Even when it was ‘heroically’ stolen in the 1950s, the
activists managed break it by splitting it in two, it had to be repaired. The
contemporary politicisation of this relic simply does not stand up to
historical reality.
Since then, the stone has been attacked by various vandals
and protestors quite a few times; once in 2023 and then again in 2025. With
lost fragments being discovered in cupboards at SNP HQ in 2024 and up to 30 odd
fragments being distributed among independence activist. Why mostly republican
and 'Enlightenment Scotland' Scots would want such an artefact, or what they
might do with it, is anyone's guess?
Even so, the claim that the Stone was safer down south, is
up for debate. You could equally counterargue that we just about kept the
Honours of Scotland safe for centuries (and safe from Cromwell) and that Black
Rod of Scotland was likely destroyed during the Reformation, while it was held
in Durham, not in Scotland.
However, perhaps a stronger and more convincing argument can
be made for the Stone only having any real value and true meaning when it is in
use as part of a coronation ritual. Rather than being stuck in a museum in
Perth, as the Stone is now.
In his book The Disappearance of Rituals, Byung-Chul Han’s
core claim is that ritual gives meaning through use, not display. Han argues
that rituals are practices, not objects. Their meaning arises from repetition,
bodily participation, and shared time, not from being observed as historical
artefacts.
Therefore, when something like the Stone of Destiny is
placed in a museum, it becomes an object of contemplation and information,
stripped of its symbolic efficacy. From Han’s perspective, a museum often turns
living symbols into dead exhibits and I would argue that this is all we've done
with the Stone by spending millions of pounds building a museum in Perth for it.
You could say it’s good for Perthshire tourism and business,
but this would be a cold economic argument rather than an emotional or cultural
one.
Museums are ultimately spaces of de-ritualisation and Han is
critical of modern spaces that prioritise visibility, explanation, and
consumption over participation. Museums exemplify this logic:
·
Objects are removed from lived contexts
·
Meaning is reduced to labels and historical
facts
·
Visitors become spectators rather than
participants
Or in other words, modernity replaces symbolic action with
informational display. Since we no longer have a distinctly Scottish Monarchy,
all modern secular Scotland can do with the stone is to hold it in museum for
display, detached from any true meaning, even for independence supporters.
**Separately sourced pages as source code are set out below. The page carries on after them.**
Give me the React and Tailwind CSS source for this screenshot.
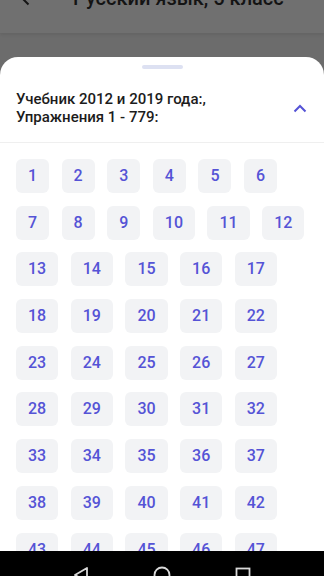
import React from "react";

const rows = [];
for (let i = 1; i <= 60; i++) rows.push(i);

export default function App() {
  return (
    <div
      className="w-[324px] h-[576px] overflow-hidden flex flex-col bg-[#6c6c6c]"
      style={{ fontFamily: "Roboto, 'Noto Sans', sans-serif" }}
    >
      {/* dimmed app bar */}
      <div className="h-[57px] shrink-0 flex flex-col">
        <div className="h-[33px] overflow-hidden bg-[#707070] shadow-[0_2px_3px_rgba(0,0,0,0.08)]">
          <div className="-mt-[16px] h-[28px] flex items-center">
            <div className="w-[20px]" />
            <svg width="17" height="16" viewBox="0 0 17 16" className="text-[#141414]">
              <path d="M16 8H2M8.5 1.5L2 8l6.5 6.5" fill="none" stroke="currentColor" strokeWidth="2" />
            </svg>
            <div className="ml-[36px] text-[20px] font-medium text-[#141414] leading-[28px] whitespace-nowrap">
              Русский язык, 5 класс
            </div>
          </div>
        </div>
      </div>

      {/* bottom sheet */}
      <div className="flex-1 min-h-0 bg-white rounded-t-[18px] overflow-hidden flex flex-col">
        <div className="pt-[8px] flex justify-center">
          <div className="w-[41px] h-[4px] rounded-full bg-[#dde1f2]" />
        </div>
        <div className="pt-[22px] pb-[16px] pl-[16px] pr-[16px] flex items-center justify-between border-b border-[#efefef]">
          <div className="text-[15px] leading-[17.5px] font-medium text-[#1c1c1c]">
            Учебник 2012 и 2019 года:,
            <br />
            Упражнения 1 - 779:
          </div>
          <svg width="14" height="9" viewBox="0 0 14 9" className="text-[#5553d6] mr-[1px]">
            <path d="M1.5 7.5L7 2l5.5 5.5" fill="none" stroke="currentColor" strokeWidth="2" />
          </svg>
        </div>
        <div className="pt-[16px] px-[16px] flex flex-wrap gap-x-[12.5px] gap-y-[12.7px]">
          {rows.map((n) => (
            <div
              key={n}
              className="h-[34px] px-[12px] rounded-[6px] bg-[#f2f3f5] flex items-center justify-center text-[16px] font-medium text-[#5553d6]"
            >
              {n}
            </div>
          ))}
        </div>
      </div>

      {/* nav bar */}
      <div className="h-[25px] shrink-0 bg-black overflow-hidden">
        <div className="h-[48px] flex items-center justify-around px-[40px]">
          <svg width="18" height="18" viewBox="0 0 18 18" className="text-[#d8d8d8]">
            <path d="M15 2L3 9l12 7z" fill="none" stroke="currentColor" strokeWidth="1.8" strokeLinejoin="round" />
          </svg>
          <svg width="18" height="18" viewBox="0 0 18 18" className="text-[#d8d8d8]">
            <circle cx="9" cy="9" r="7.5" fill="none" stroke="currentColor" strokeWidth="1.8" />
          </svg>
          <svg width="18" height="18" viewBox="0 0 18 18" className="text-[#d8d8d8]">
            <rect x="2.5" y="2.5" width="13" height="13" fill="none" stroke="currentColor" strokeWidth="1.8" />
          </svg>
        </div>
      </div>
    </div>
  );
}
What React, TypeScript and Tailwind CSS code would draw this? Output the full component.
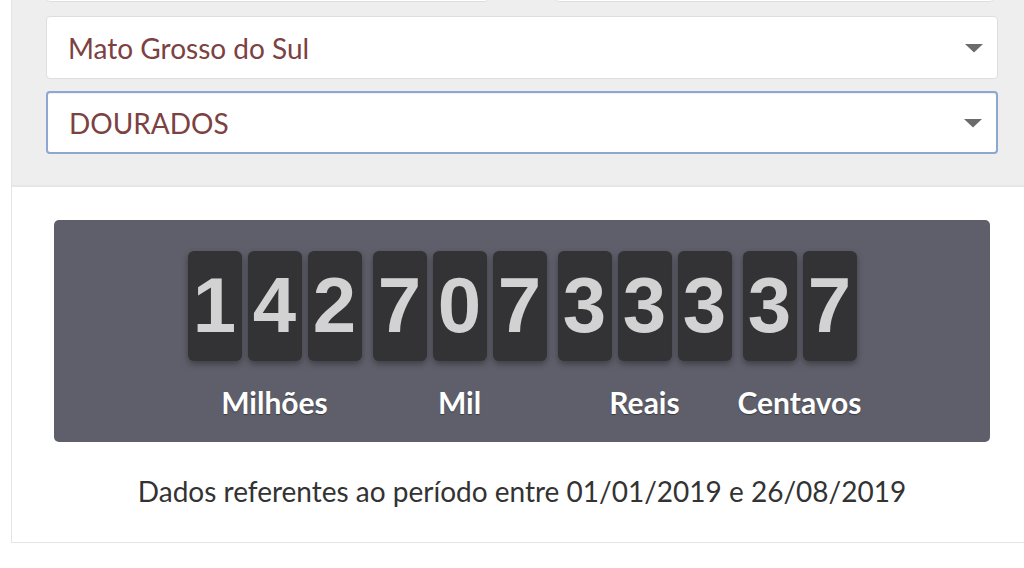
import React from "react";

const GROUPS: { digits: string; label: string }[] = [
  { digits: "142", label: "Milhões" },
  { digits: "707", label: "Mil" },
  { digits: "333", label: "Reais" },
  { digits: "37", label: "Centavos" },
];

function Caret() {
  return (
    <svg width="18" height="10" viewBox="0 0 18 10" className="shrink-0">
      <path d="M0 1 L18 1 L9 9.5 Z" fill="#6b6b6b" />
    </svg>
  );
}

function SelectBox({ value, focused }: { value: string; focused?: boolean }) {
  return (
    <div
      className={
        "h-[63px] rounded-[4px] bg-white flex items-center justify-between pl-[21px] pr-[14px] " +
        (focused
          ? "border-2 border-[#8ea7d2] shadow-[inset_0_1px_1px_rgba(0,0,0,0.06)]"
          : "border border-[#dedede]")
      }
    >
      <span className="text-[28px] text-[#7c4141] leading-none">{value}</span>
      <Caret />
    </div>
  );
}

function Tile({ d }: { d: string }) {
  return (
    <div className="w-[54px] h-[110px] rounded-[6px] bg-[#333335] shadow-[0_3px_6px_rgba(0,0,0,0.35)] flex items-center justify-center">
      <span
        className="text-[78px] font-bold leading-none text-[#d2d2d2] -mt-[3px]"
        style={{ fontFamily: "'Liberation Sans', Arial, sans-serif" }}
      >
        {d}
      </span>
    </div>
  );
}

export default function App() {
  return (
    <div
      className="w-[1024px] h-[568px] overflow-hidden bg-white pl-[11px]"
      style={{ fontFamily: "Lato, 'Noto Sans', sans-serif" }}
    >
      <div className="w-[1021px] border-l border-b border-[#e4e4e4]">
        {/* filters */}
        <div className="bg-[#eeeeee] border-b-2 border-[#e6e6e6] px-[34px] pb-[31px]">
          <div className="grid grid-cols-2 gap-[66px] -mt-[60px]">
            <div className="h-[62px] rounded-[4px] bg-white border border-[#dedede]" />
            <div className="h-[62px] rounded-[4px] bg-white border border-[#dedede] mr-[4px]" />
          </div>
          <div className="flex flex-col gap-[12px] mt-[14px]">
            <SelectBox value="Mato Grosso do Sul" />
            <SelectBox value="DOURADOS" focused />
          </div>
        </div>

        {/* counter */}
        <div className="px-[42px] pt-[33px] pb-[36px] flex flex-col items-center">
          <div className="w-full rounded-[5px] bg-[#5e5f6a] pt-[31px] pb-[24px] flex justify-center gap-[11px]">
            {GROUPS.map((g) => (
              <div
                key={g.label}
                className={"flex flex-col " + (g.digits.length === 3 ? "w-[174px]" : "w-[114px]")}
              >
                <div className="flex gap-[6px]">
                  {g.digits.split("").map((d, i) => (
                    <Tile key={i} d={d} />
                  ))}
                </div>
                <div className="mt-[26px] flex justify-center">
                  <span className="whitespace-nowrap text-[30px] font-bold leading-[31px] text-white [text-shadow:0_1px_1px_rgba(0,0,0,0.4)]">
                    {g.label}
                  </span>
                </div>
              </div>
            ))}
          </div>
          <p className="mt-[34px] text-[28px] leading-[30px] text-[#333333]">
            Dados referentes ao período entre 01/01/2019 e 26/08/2019
          </p>
        </div>
      </div>
    </div>
  );
}
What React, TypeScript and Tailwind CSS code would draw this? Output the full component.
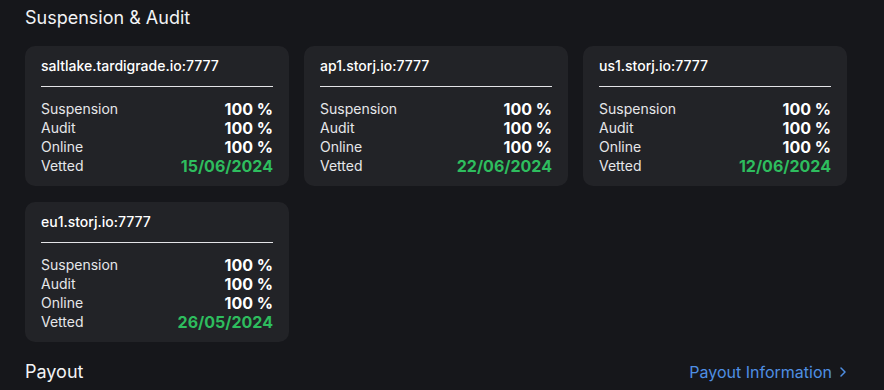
import React from "react";

interface Satellite {
  host: string;
  suspension: string;
  audit: string;
  online: string;
  vetted: string;
}

const SATELLITES: Satellite[] = [
  { host: "saltlake.tardigrade.io:7777", suspension: "100 %", audit: "100 %", online: "100 %", vetted: "15/06/2024" },
  { host: "ap1.storj.io:7777", suspension: "100 %", audit: "100 %", online: "100 %", vetted: "22/06/2024" },
  { host: "us1.storj.io:7777", suspension: "100 %", audit: "100 %", online: "100 %", vetted: "12/06/2024" },
  { host: "eu1.storj.io:7777", suspension: "100 %", audit: "100 %", online: "100 %", vetted: "26/05/2024" },
];

function Row({ label, value, green }: { label: string; value: string; green?: boolean }) {
  return (
    <div className="flex items-center justify-between h-[19px]">
      <span className="text-[14px] text-[#e6e7ea]">{label}</span>
      <span className={`text-[16px] font-bold ${green ? "text-[#2ebd5e]" : "text-white"}`}>{value}</span>
    </div>
  );
}

function SatelliteCard({ sat }: { sat: Satellite }) {
  return (
    <div className="bg-[#222327] rounded-[10px] px-4 pt-[11px] pb-[11px] h-[140px]">
      <div className="text-[14px] font-medium text-white leading-[18px]">{sat.host}</div>
      <div className="h-px bg-[#e4e4e7] mt-[11px] mb-[12px]" />
      <Row label="Suspension" value={sat.suspension} />
      <Row label="Audit" value={sat.audit} />
      <Row label="Online" value={sat.online} />
      <Row label="Vetted" value={sat.vetted} green />
    </div>
  );
}

export default function App() {
  return (
    <div className="w-[884px] h-[390px] bg-[#16171b] overflow-hidden font-['Inter',sans-serif] text-white">
      <div className="px-[25px] pt-[5px]">
        <h2 className="text-[18px] leading-[26px] text-[#f2f3f5]">Suspension &amp; Audit</h2>

        {/* satellite cards */}
        <div className="grid grid-cols-3 gap-x-[15px] gap-y-[16px] w-[822px] mt-[15px]">
          {SATELLITES.map((s) => (
            <SatelliteCard key={s.host} sat={s} />
          ))}
        </div>

        <div className="flex items-center justify-between w-[822px] mt-[17px]">
          <span className="text-[18px] leading-[26px] text-[#f2f3f5]">Payout</span>
          <span className="flex items-center gap-[7px] text-[16px] text-[#4f8fe3]">
            Payout Information
            <svg width="8" height="12" viewBox="0 0 8 12" fill="none">
              <path d="M2 2l4 4-4 4" stroke="#4f8fe3" strokeWidth="1.5" strokeLinecap="round" strokeLinejoin="round" />
            </svg>
          </span>
        </div>
      </div>
    </div>
  );
}
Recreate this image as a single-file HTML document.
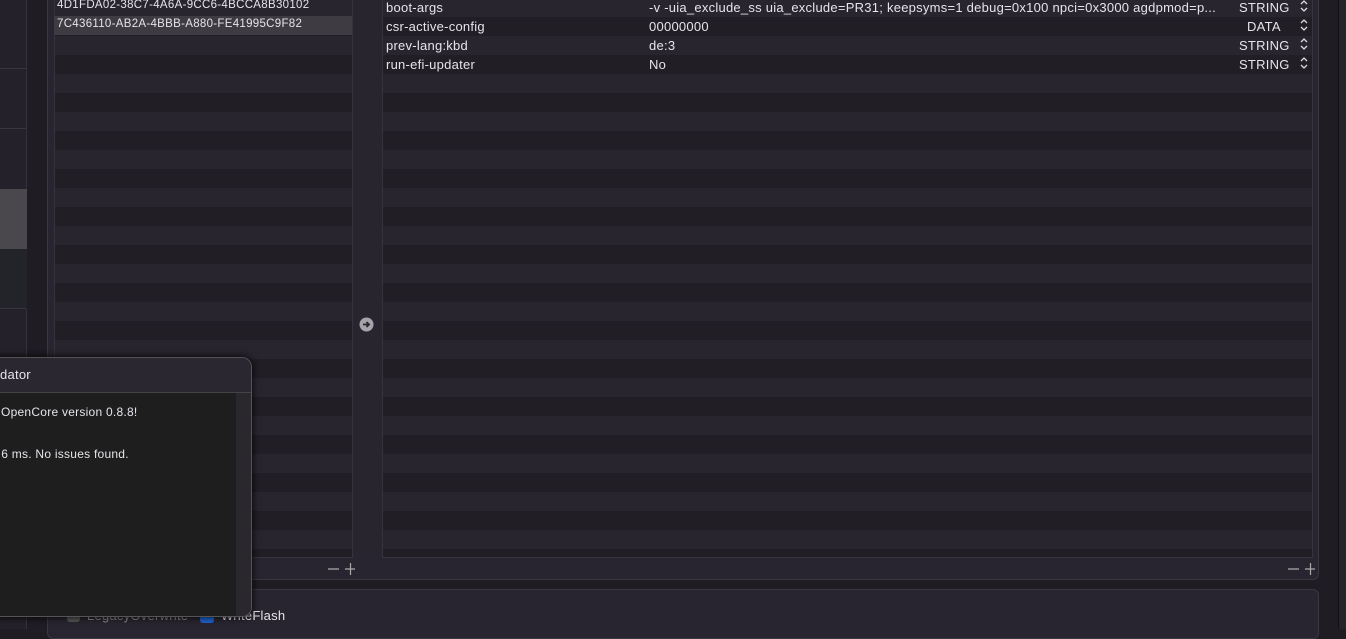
<!DOCTYPE html><html><head><style>
*{margin:0;padding:0;box-sizing:border-box}
body{width:1346px;height:629px;overflow:hidden;background:#1f1c24;position:relative;font-family:"Liberation Sans",Helvetica,sans-serif;color:#e6e4ea}
.a{position:absolute}
.rows{background:repeating-linear-gradient(to bottom,#29252f 0 19px,#211e26 19px 38px)}
.t{position:absolute;font-size:13px;white-space:nowrap;letter-spacing:.25px}
.s{font-size:11.5px;letter-spacing:.3px}
</style></head><body>
<div class="a" style="left:0;top:0;width:27px;height:629px;background:#24212a;border-right:1px solid #35323a"></div>
<div class="a" style="left:0;top:68px;width:26px;height:1px;background:#38353d"></div>
<div class="a" style="left:0;top:128px;width:26px;height:1px;background:#38353d"></div>
<div class="a" style="left:0;top:189px;width:27px;height:60px;background:#4a474d"></div>
<div class="a" style="left:0;top:249px;width:27px;height:60px;background:#22242a"></div>
<div class="a" style="left:0;top:308px;width:26px;height:1px;background:#38353d"></div>
<div class="a" style="left:47px;top:-10px;width:1272px;height:590px;background:#292530;border:1px solid #3a3740;border-radius:6px"></div>
<div class="a rows" style="left:54px;top:-3px;width:299px;height:561px;border:1px solid #36333b"></div>
<div class="a" style="left:54px;top:16px;width:298px;height:19px;background:#3e3c42"></div>
<div class="t s" style="left:57px;top:-1px">4D1FDA02-38C7-4A6A-9CC6-4BCCA8B30102</div>
<div class="t s" style="left:57px;top:18px">7C436110-AB2A-4BBB-A880-FE41995C9F82</div>
<div class="a rows" style="left:382px;top:-3px;width:931px;height:561px;border:1px solid #36333b"></div>
<div class="t" style="left:386px;top:0px">boot-args</div>
<div class="t" style="left:386px;top:19px">csr-active-config</div>
<div class="t" style="left:386px;top:38px">prev-lang:kbd</div>
<div class="t" style="left:386px;top:57px">run-efi-updater</div>
<div class="t" style="left:649px;top:0px">-v -uia_exclude_ss uia_exclude=PR31; keepsyms=1 debug=0x100 npci=0x3000 agdpmod=p...</div>
<div class="t" style="left:649px;top:19px">00000000</div>
<div class="t" style="left:649px;top:38px">de:3</div>
<div class="t" style="left:649px;top:57px">No</div>
<div class="t" style="left:1239px;top:0px">STRING</div>
<div class="t" style="left:1247px;top:19px">DATA</div>
<div class="t" style="left:1239px;top:38px">STRING</div>
<div class="t" style="left:1239px;top:57px">STRING</div>
<svg class="a" style="left:1299px;top:0" width="10" height="72"><g stroke="#ddd" stroke-width="1.3" fill="none"><path d="M2 4l3-3 3 3M2 8l3 3 3-3"/><path d="M2 23l3-3 3 3M2 27l3 3 3-3"/><path d="M2 42l3-3 3 3M2 46l3 3 3-3"/><path d="M2 61l3-3 3 3M2 65l3 3 3-3"/></g></svg>
<svg class="a" style="left:359px;top:317px" width="15" height="15"><circle cx="7.5" cy="7.5" r="7" fill="#a6a4aa"/><path d="M4 7.5h6M7.5 5l2.5 2.5-2.5 2.5" stroke="#29262e" stroke-width="1.8" fill="none"/></svg>
<svg class="a" style="left:327px;top:562px" width="28" height="14"><path d="M1 7h11M18 7h11M23.5 1v12" stroke="#aaa" stroke-width="1.2"/></svg>
<svg class="a" style="left:1287px;top:562px" width="28" height="14"><path d="M1 7h11M18 7h11M23.5 1v12" stroke="#aaa" stroke-width="1.2"/></svg>
<div class="a" style="left:47px;top:589px;width:1272px;height:50px;background:#292530;border:1px solid #3a3740;border-radius:6px"></div>
<div class="a" style="left:67px;top:609px;width:13px;height:13px;background:#555;border-radius:3px"></div>
<div class="t" style="left:87px;top:608px;color:#888">LegacyOverwrite</div>
<div class="a" style="left:200px;top:609px;width:14px;height:14px;background:#1f63d0;border-radius:3px"></div>
<div class="t" style="left:221px;top:608px">WriteFlash</div>
<div class="a" style="left:1338px;top:0;width:8px;height:629px;background:#26242a;border-left:1px solid #111"></div>
<div class="a" style="left:-10px;top:357px;width:262px;height:260px;background:#1e1e1e;border:1px solid #555;border-radius:10px;overflow:hidden;box-shadow:0 0 8px #000">
 <div style="height:35px;background:#2a2730;border-bottom:1px solid #444"></div>
 <div class="a" style="left:245px;top:35px;width:16px;height:225px;background:#2a282d"></div>
</div>
<div class="t" style="left:0;top:367px">dator</div>
<div class="t" style="left:1px;top:405px;font-size:12px">OpenCore version 0.8.8!</div>
<div class="t" style="left:0;top:447px;font-size:12px">&#8202;6 ms. No issues found.</div>
</body></html>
As painful as it is, the Stone becomes immediately imbued
with more resonances and vibrancy, when it is used in a United Kingdom context.
Furthermore, Han also makes an important distinction between
ritual usefulness and modern notions of utility. Rituals are “useful” precisely
because they are non-instrumental — they do not optimize or produce, but
stabilize meaning and community.
·
It anchors historical continuity
·
It marks a transition of political authority
·
It binds individuals into a shared symbolic
order
In a museum, it loses this function and becomes merely “interesting.”
Han emphasizes that rituals structure time — they create
thresholds, beginnings, and continuity. A coronation is exactly such a
ritualised moment. Removing the Stone from that context contributes to what Han
calls empty, accelerated time, where nothing truly begins or ends.
Based on my reading of Han's The Disappearance of Rituals, I
would argue that placing the Stone of Destiny permanently in a museum weakens
its meaning, because it removes it from a living ritual context. I view the
Stone as most “useful” — in a symbolic, not technical sense — when it actively
participates in a coronation ceremony that sustains continuity, community, and
'shared time' as Byung-Chul Han would call it.